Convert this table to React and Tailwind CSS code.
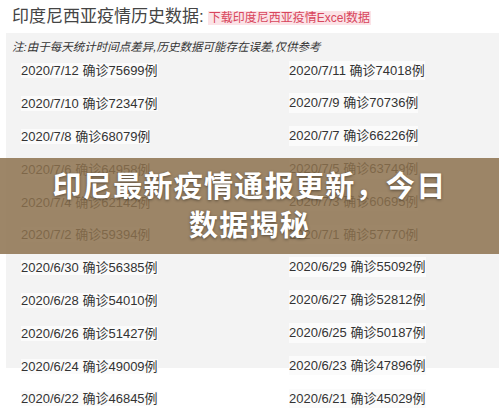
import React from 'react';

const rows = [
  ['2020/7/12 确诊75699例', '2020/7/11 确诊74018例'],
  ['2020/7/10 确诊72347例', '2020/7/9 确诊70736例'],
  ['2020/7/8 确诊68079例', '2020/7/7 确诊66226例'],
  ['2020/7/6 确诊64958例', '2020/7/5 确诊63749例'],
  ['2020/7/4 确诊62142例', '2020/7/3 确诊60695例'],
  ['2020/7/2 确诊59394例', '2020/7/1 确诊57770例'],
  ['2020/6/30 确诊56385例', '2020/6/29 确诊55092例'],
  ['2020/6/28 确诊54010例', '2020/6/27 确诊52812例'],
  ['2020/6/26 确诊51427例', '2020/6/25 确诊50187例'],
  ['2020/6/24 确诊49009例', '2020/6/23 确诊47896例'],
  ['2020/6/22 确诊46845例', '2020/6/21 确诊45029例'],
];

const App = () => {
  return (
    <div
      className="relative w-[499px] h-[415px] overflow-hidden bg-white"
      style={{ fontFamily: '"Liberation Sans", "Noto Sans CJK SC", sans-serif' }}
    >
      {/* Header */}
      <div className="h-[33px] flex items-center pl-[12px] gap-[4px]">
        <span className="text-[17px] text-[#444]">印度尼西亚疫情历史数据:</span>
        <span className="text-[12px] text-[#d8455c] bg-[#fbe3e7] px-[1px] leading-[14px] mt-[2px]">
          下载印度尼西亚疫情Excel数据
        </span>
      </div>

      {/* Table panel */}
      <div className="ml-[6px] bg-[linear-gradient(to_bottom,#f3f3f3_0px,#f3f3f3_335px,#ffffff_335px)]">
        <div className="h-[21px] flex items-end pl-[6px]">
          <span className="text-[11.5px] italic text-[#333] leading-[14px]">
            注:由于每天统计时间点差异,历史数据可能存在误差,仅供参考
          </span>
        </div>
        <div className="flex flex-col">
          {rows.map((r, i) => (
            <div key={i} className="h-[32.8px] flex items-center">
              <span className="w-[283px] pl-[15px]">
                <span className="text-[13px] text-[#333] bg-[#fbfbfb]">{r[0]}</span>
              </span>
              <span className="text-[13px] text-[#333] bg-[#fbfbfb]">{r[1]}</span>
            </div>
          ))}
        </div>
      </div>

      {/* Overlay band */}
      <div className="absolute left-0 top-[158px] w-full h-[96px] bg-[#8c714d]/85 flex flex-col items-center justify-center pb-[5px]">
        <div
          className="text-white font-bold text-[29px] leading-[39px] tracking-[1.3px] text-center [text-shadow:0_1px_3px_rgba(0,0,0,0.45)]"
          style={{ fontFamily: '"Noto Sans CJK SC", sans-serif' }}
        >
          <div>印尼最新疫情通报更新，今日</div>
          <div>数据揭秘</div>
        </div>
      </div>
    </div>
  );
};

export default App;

# # # #

● **The problem**
Skipping the pictures, transcribe each line above exactly as it appears.

● **Correct result**
Convert this table to React and Tailwind CSS code.
import React from 'react';

const rows = [
  ['2020/7/12 确诊75699例', '2020/7/11 确诊74018例'],
  ['2020/7/10 确诊72347例', '2020/7/9 确诊70736例'],
  ['2020/7/8 确诊68079例', '2020/7/7 确诊66226例'],
  ['2020/7/6 确诊64958例', '2020/7/5 确诊63749例'],
  ['2020/7/4 确诊62142例', '2020/7/3 确诊60695例'],
  ['2020/7/2 确诊59394例', '2020/7/1 确诊57770例'],
  ['2020/6/30 确诊56385例', '2020/6/29 确诊55092例'],
  ['2020/6/28 确诊54010例', '2020/6/27 确诊52812例'],
  ['2020/6/26 确诊51427例', '2020/6/25 确诊50187例'],
  ['2020/6/24 确诊49009例', '2020/6/23 确诊47896例'],
  ['2020/6/22 确诊46845例', '2020/6/21 确诊45029例'],
];

const App = () => {
  return (
    <div
      className="relative w-[499px] h-[415px] overflow-hidden bg-white"
      style={{ fontFamily: '"Liberation Sans", "Noto Sans CJK SC", sans-serif' }}
    >
      {/* Header */}
      <div className="h-[33px] flex items-center pl-[12px] gap-[4px]">
        <span className="text-[17px] text-[#444]">印度尼西亚疫情历史数据:</span>
        <span className="text-[12px] text-[#d8455c] bg-[#fbe3e7] px-[1px] leading-[14px] mt-[2px]">
          下载印度尼西亚疫情Excel数据
        </span>
      </div>

      {/* Table panel */}
      <div className="ml-[6px] bg-[linear-gradient(to_bottom,#f3f3f3_0px,#f3f3f3_335px,#ffffff_335px)]">
        <div className="h-[21px] flex items-end pl-[6px]">
          <span className="text-[11.5px] italic text-[#333] leading-[14px]">
            注:由于每天统计时间点差异,历史数据可能存在误差,仅供参考
          </span>
        </div>
        <div className="flex flex-col">
          {rows.map((r, i) => (
            <div key={i} className="h-[32.8px] flex items-center">
              <span className="w-[283px] pl-[15px]">
                <span className="text-[13px] text-[#333] bg-[#fbfbfb]">{r[0]}</span>
              </span>
              <span className="text-[13px] text-[#333] bg-[#fbfbfb]">{r[1]}</span>
            </div>
          ))}
        </div>
      </div>

      {/* Overlay band */}
      <div className="absolute left-0 top-[158px] w-full h-[96px] bg-[#8c714d]/85 flex flex-col items-center justify-center pb-[5px]">
        <div
          className="text-white font-bold text-[29px] leading-[39px] tracking-[1.3px] text-center [text-shadow:0_1px_3px_rgba(0,0,0,0.45)]"
          style={{ fontFamily: '"Noto Sans CJK SC", sans-serif' }}
        >
          <div>印尼最新疫情通报更新，今日</div>
          <div>数据揭秘</div>
        </div>
      </div>
    </div>
  );
};

export default App;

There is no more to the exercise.